Romanian economy Q1 growth 1.9 pct year- on -year

CEE Macroeconomic picture: Romania should be among the strongest growing economies in the region, while the assessment is more than attractive. Erste Group estimates indicate that agriculture could be the growth trigger.

Romanian economy increased 1.9 per cent in real terms in Q1 2013 compared to the same period of the year before, while the advance from Q4 2012 was 0.6 per cent, shows provisional data released on Thursday by the National Statistics Institute (INS), Agerpres reports.
‘The Gross Domestic Product estimated for Q1 2013 was RON 154.233 bln in current prices, according to seasonally adjusted figures, marking a 0.6 per cent  advance in real terms from Q4 2012 and of 1.9 per cent from Q1 2012, respectively. Expressed as raw series, the GDP grew 2.2 per cent in Q1 compared to the same period last year, while the growth from Q4 2012 expressed  as seasonally adjusted series was 0.6 per cent,’ INS said. The calculation of the revised GDP for Q1 2013 in raw and seasonally adjusted series, according to the second provisional estimate, was based on detailed administrative budget execution data and accounting data of state-owned companies reclassified into the ‘Public administration’ sector, used to work out the complete account sequence of this sector and the corrected data on imports and exports of goods and services in the balance of payments.

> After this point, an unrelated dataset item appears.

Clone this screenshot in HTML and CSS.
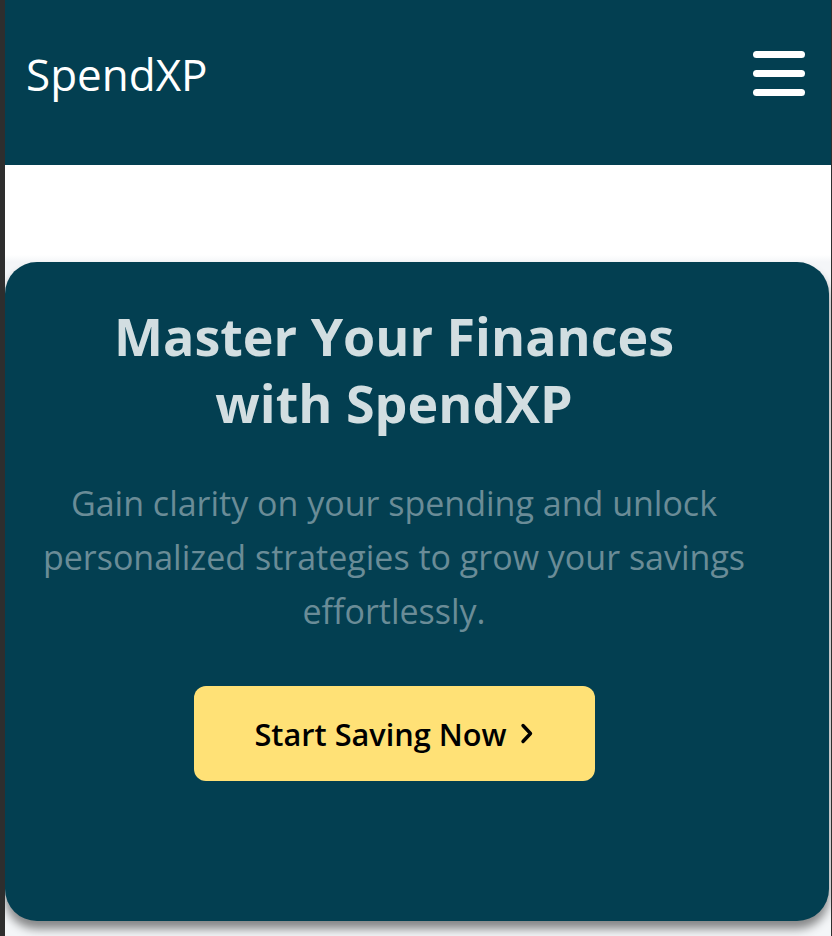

The National Projection Commission maintained at 1.6 per cent  its estimate of the GDP growth this year, as announced in the 2013 – 2016 medium-term spring forecast. The commission advanced the same figure in its winter forecast, this March. According to the National Projection Commission, Romania’s GDP will hit RON 623.3 bln this year.
Recently, Governor of the National Bank of Romania (BNR) Mugur Isarescu said that Romania’s economic growth might exceed 1.6 per cent in 2013 provided that this is a good agricultural year. ‘We have kept the 1.5-1.6 percent projection, but our economic growth data are not the main ones. Our model, unlike the one used by the Economic Projection Commission or the Government, is targeted at inflation. All the other data are there to see how prices evolve. As a rule, I am optimistic. With a good agricultural year, I believe Romania’s economic growth will exceed 1.6 percent,’ Isarescu mentioned. Romania could have a economic growth exceeding 1 pc and can go to 1.5 pc – 1.6 pc, Adrian Vasilescu, advisor to BNR governor, also said.
According to the recent CEE Equity strategy report, Romania should be among the strongest growing economies in the region, while the valuation is more than attractive and the growth outlook confirms the sound standing. Currently, pending privatizations might have a reasonable chance to finally help break the liquidity trap. However, for most of the third quarter, liquidity might remain a show-stopper, that’s why we still tend to assign a moderate overweight for those who can deal with small sizes. Henning Esskuchen, Head of CEE Equity Research at Erste Group mentioned in the report that Romania colud  have 1.8 per cent GDP growth in 2013 with upward potential to 2.2 per cent y/y in the case of a good agricultural harvest (which seems likely). “Despite the gloomy outlook in the Euro Area, some CEE countries have been gaining momentum. Hungary and Romania, the first two countries that started with tough consolidation in 2009 and the first to successfully exit the excessive deficit procedure this year can catch some breath”, foresees Esskuchen. “Besides the short-term impact on volatility, we do not expect the Fed’s decision to have an impact on real economies in CEE, as their external financing needs have declined substantially.”
INS data not to alter economic growth outlook
The changes of the GDP announced by the National Statistics Institute (INS) yesterday are marginal and only applicable to seasonally adjusted figures, ING Bank Romania senior economist Vlad Muscalu said, also noting that the published data would not alter economic growth projections.
The revision of the GDP estimated for Q1, 2013 – the second review – was based on detailed administrative date on budget executions and accounting data of public companies re-classified under the heading ‘Public administrations’ used for the preparation of the complete sequence of accounts of the sector and rectified data on the imports and exports of goods and services on the balance of payments.